IBM / taxinomitis

Source code for Machine Learning for Kids site
https://machinelearningforkids.co.uk
Apache License 2.0
147 stars 140 forks source link

"balanced" decision trees? #227

Open kevinrobinson opened 5 years ago

kevinrobinson commented 5 years ago

Should the decisions trees default to class_weight: 'balanced'? I don't have much experience with scikit-learn, but reading the docs a bit it seems like this might be good for use cases that might be common to ML for Kids (eg, small numbers of training examples, classes possibly not evenly weighted).

dalelane commented 5 years ago

I'm not sure.... I need to look into the implications of the setting, as it's not one I'm super familiar with.

But my initial reaction is that I'm wary of adding things that would fix problems auto-magically.

A common pattern with classes taught using ML for Kids is to start creating biased and unbalanced training sets, letting students see the impact that this has on ML models, letting them experiment with fixing/improving the training data, and then see the impact this has on the predictions it creates.

So if a setting like that would try to minimize the impact of an unbalanced training set, that would probably be unhelpful. I guess I have a slightly odd use case/requirement here, that I'm not necessarily looking for the best possible model from the training data :-)
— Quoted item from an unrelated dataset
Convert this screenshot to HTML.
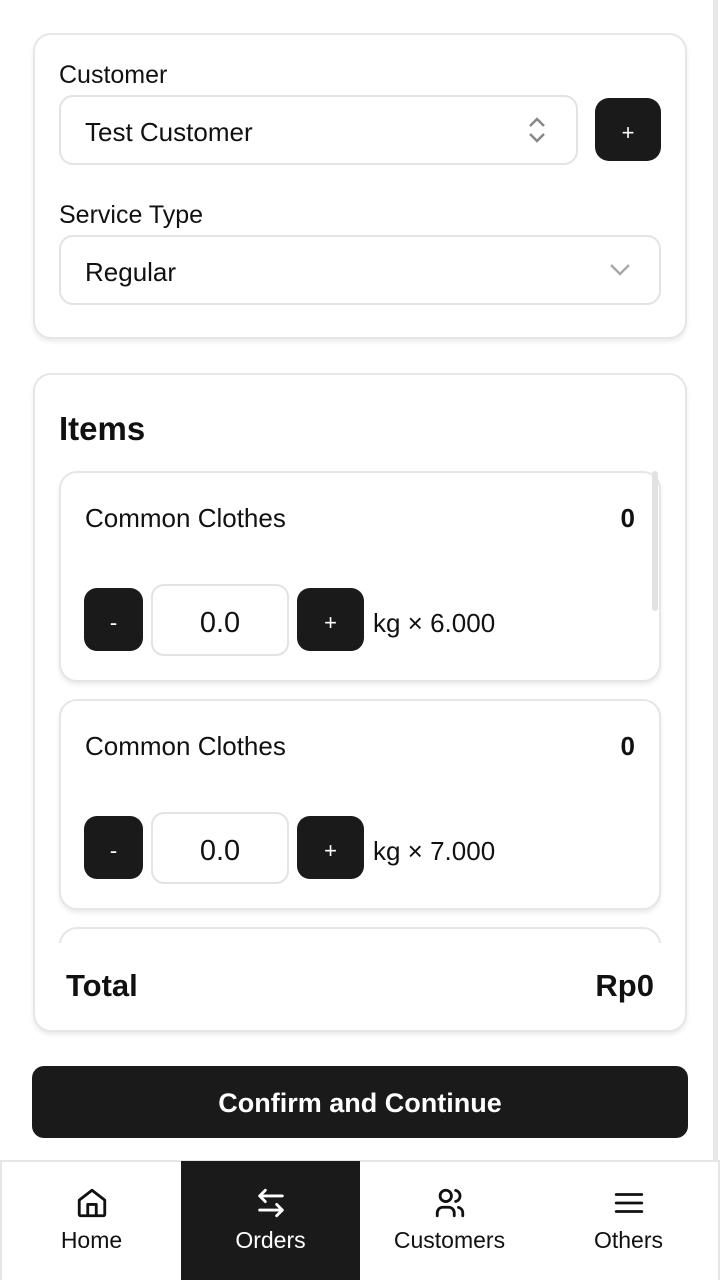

But like I say, that's just a superficial knee-jerk reaction to description of the setting - I'll have a proper look, as it may well be that I'm misunderstanding the implications of the setting.
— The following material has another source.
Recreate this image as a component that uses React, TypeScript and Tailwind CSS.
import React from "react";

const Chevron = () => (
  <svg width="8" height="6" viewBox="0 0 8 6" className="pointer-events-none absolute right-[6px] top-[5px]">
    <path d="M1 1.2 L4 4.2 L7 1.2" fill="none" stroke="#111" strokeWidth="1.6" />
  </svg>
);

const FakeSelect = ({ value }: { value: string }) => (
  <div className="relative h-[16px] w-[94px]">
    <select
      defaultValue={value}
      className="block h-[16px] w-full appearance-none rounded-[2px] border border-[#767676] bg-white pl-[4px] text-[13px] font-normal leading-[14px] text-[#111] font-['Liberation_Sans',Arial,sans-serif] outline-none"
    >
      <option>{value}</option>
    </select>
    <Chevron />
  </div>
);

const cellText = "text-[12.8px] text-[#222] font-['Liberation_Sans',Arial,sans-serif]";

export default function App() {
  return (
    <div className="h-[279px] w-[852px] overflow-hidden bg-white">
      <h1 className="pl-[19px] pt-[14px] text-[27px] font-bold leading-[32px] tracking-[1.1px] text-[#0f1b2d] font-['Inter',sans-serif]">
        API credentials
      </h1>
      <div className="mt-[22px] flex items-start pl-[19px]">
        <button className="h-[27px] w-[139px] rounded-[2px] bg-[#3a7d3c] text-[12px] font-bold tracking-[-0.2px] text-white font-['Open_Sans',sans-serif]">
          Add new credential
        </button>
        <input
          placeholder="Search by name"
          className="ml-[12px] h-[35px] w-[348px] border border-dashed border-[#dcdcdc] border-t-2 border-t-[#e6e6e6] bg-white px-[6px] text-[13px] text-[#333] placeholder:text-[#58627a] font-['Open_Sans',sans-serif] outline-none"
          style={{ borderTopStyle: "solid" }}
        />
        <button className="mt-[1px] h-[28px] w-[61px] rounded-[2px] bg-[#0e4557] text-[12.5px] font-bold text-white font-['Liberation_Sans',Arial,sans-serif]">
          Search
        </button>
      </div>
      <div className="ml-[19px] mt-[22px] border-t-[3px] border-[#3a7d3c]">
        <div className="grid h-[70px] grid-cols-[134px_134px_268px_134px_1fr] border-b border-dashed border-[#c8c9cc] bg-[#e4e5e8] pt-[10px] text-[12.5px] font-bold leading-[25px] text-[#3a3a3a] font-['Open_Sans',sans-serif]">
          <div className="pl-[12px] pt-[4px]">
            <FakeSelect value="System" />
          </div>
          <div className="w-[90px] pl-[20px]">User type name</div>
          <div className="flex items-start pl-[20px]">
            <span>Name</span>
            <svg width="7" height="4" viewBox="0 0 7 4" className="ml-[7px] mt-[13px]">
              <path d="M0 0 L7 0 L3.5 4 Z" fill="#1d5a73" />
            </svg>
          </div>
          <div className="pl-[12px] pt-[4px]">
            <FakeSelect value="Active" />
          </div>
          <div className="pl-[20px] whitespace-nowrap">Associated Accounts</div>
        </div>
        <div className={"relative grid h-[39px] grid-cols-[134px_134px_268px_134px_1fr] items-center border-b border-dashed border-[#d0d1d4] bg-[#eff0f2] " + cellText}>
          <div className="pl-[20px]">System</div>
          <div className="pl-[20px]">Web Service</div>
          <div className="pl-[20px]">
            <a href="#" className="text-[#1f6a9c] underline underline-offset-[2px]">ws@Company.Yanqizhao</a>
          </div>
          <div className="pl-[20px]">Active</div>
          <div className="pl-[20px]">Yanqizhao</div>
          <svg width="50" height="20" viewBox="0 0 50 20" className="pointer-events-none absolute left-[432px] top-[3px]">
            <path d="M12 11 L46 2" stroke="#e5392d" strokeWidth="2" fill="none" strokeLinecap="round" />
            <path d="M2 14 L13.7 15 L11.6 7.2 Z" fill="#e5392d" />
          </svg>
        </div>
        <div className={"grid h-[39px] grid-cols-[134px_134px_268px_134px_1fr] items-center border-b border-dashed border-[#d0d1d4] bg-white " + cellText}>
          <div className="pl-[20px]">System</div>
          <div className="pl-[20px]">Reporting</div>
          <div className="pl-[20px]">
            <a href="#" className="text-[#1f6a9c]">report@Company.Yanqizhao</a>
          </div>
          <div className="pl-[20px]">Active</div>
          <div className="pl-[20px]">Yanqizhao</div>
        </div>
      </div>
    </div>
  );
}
kevinrobinson commented 5 years ago

Thanks for sharing your thinking, this is super helpful! 👍

Yeah, this seems like its sort of an inherent trade-off in making small models with only a few examples anyway. I don't have a strong understanding of this and would have to experiment more too, but I also think there's something to be said for always just using the default scikit-learn behavior too.

For this particular configuration, my limited understanding is that this is more of a "anyone using this should probably use this setting, and perhaps it should be the scikit-learn default" so that's why I suggested it, because it seems like ML for Kids use cases would expose the downsides of unbalanced training sets pretty frequently in normal use (aside from the pedagogy of "do the naive thing, see how it doesn't quite work, iterate and improve").
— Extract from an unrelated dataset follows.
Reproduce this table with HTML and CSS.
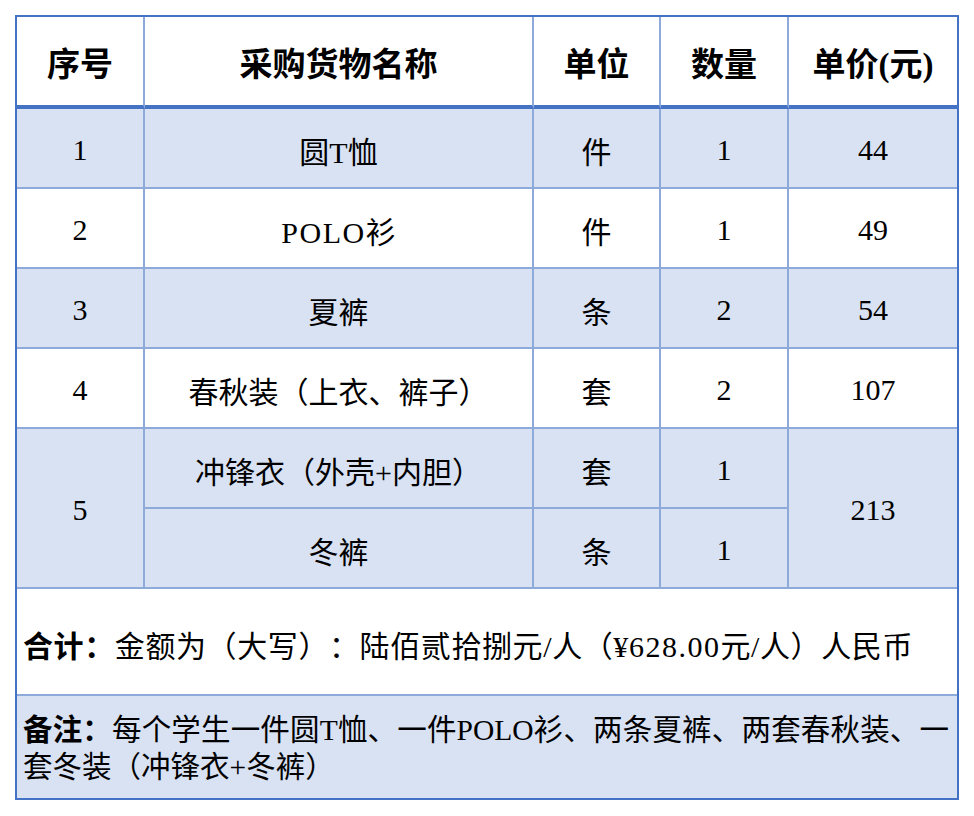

In other work, the way I've thought about this is to try to represent what the state-of-the-art approach would be as best as possible, with the only constraint being the small training sets, reducing training time, or other things that are really necessary pedagogically. So if there are knobs to the training process that an experienced practitioner would turn (eg, use adaptive learning rates, do augmentation on images, incorporate pre-training or transfer learning, etc.) then we should try to continue incorporating those over time. That way the power of the examples or educational scenarios grows over time as those practices or tools become more available.

I'm not sure, those are just my thoughts. Thanks for sharing your work and thinking as always, on all this complicated work! 😄